Work instructions: Your reply should be one number: the count of lines holding the word "index".

Information supplied:
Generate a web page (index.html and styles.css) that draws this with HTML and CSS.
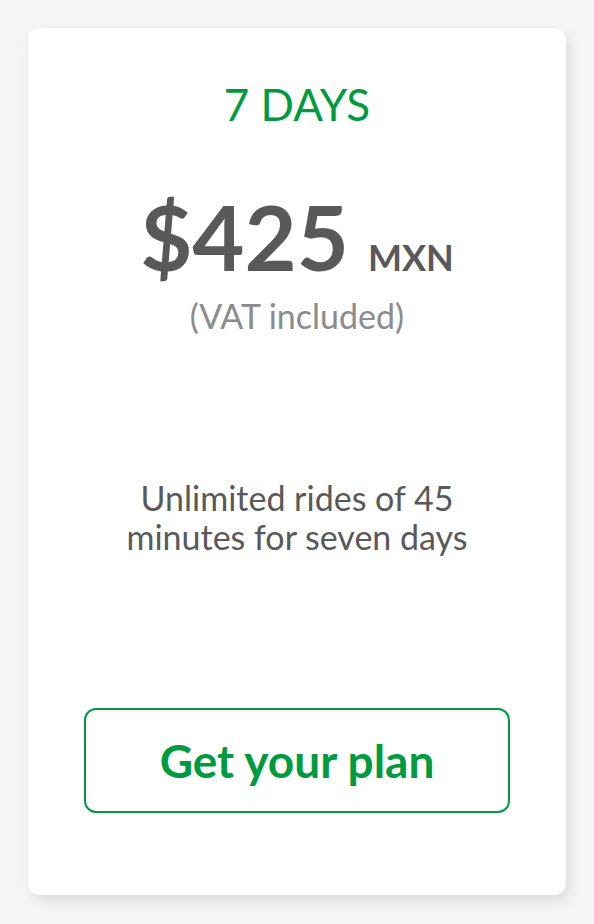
FILE: index.html
```html
<!DOCTYPE html>
<html lang="en">
<head>
    <meta charset="UTF-8">
    <meta name="viewport" content="width=device-width, initial-scale=1.0">
    <title>7 Days Plan</title>
    <link rel="stylesheet" href="styles.css">
</head>
<body>
    <div class="plan-card">
        <h2 class="plan-title">7 DAYS</h2>
        <div class="plan-price">
            <span class="price-amount">$425</span>
            <span class="price-currency">MXN</span>
        </div>
        <div class="price-note">(VAT included)</div>
        <p class="plan-description">Unlimited rides of 45<br>minutes for seven days</p>
        <a href="#" class="plan-button">Get your plan</a>
    </div>
</body>
</html>
```

FILE: styles.css
```css
html {
    background-color: #f5f5f5;
}
body {
    font-family: Lato, 'Open Sans', sans-serif;
    color: #595959;
    margin: 0;
    padding: 28px 28px 29px 28px;
    width: 538px;
}
.plan-card {
    background-color: #fff;
    border-radius: 12px;
    box-shadow: 4px 6px 14px rgba(0, 0, 0, 0.1);
    height: 867px;
    display: flex;
    flex-direction: column;
    align-items: center;
    box-sizing: border-box;
    padding-top: 50px;
}
.plan-title {
    color: #009b3e;
    font-size: 44px;
    font-weight: 400;
    line-height: 52px;
    margin: 0;
}
.plan-price {
    display: flex;
    align-items: baseline;
    margin-top: 61px;
    line-height: 1;
}
.price-amount {
    font-size: 90px;
    font-weight: 700;
}
.price-currency {
    font-size: 36px;
    font-weight: 700;
    margin-left: 19px;
}
.price-note {
    color: #8c8c8c;
    font-size: 34px;
    line-height: 40px;
    margin-top: 15px;
}
.plan-description {
    font-size: 34px;
    line-height: 39px;
    text-align: center;
    margin: 142px 0 0 0;
}
.plan-button {
    margin-top: 152px;
    width: 426px;
    height: 105px;
    box-sizing: border-box;
    border: 2px solid #009b3e;
    border-radius: 12px;
    color: #009b3e;
    font-size: 46px;
    font-weight: 700;
    text-decoration: none;
    display: flex;
    align-items: center;
    justify-content: center;
}
```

Response for this exercise: 2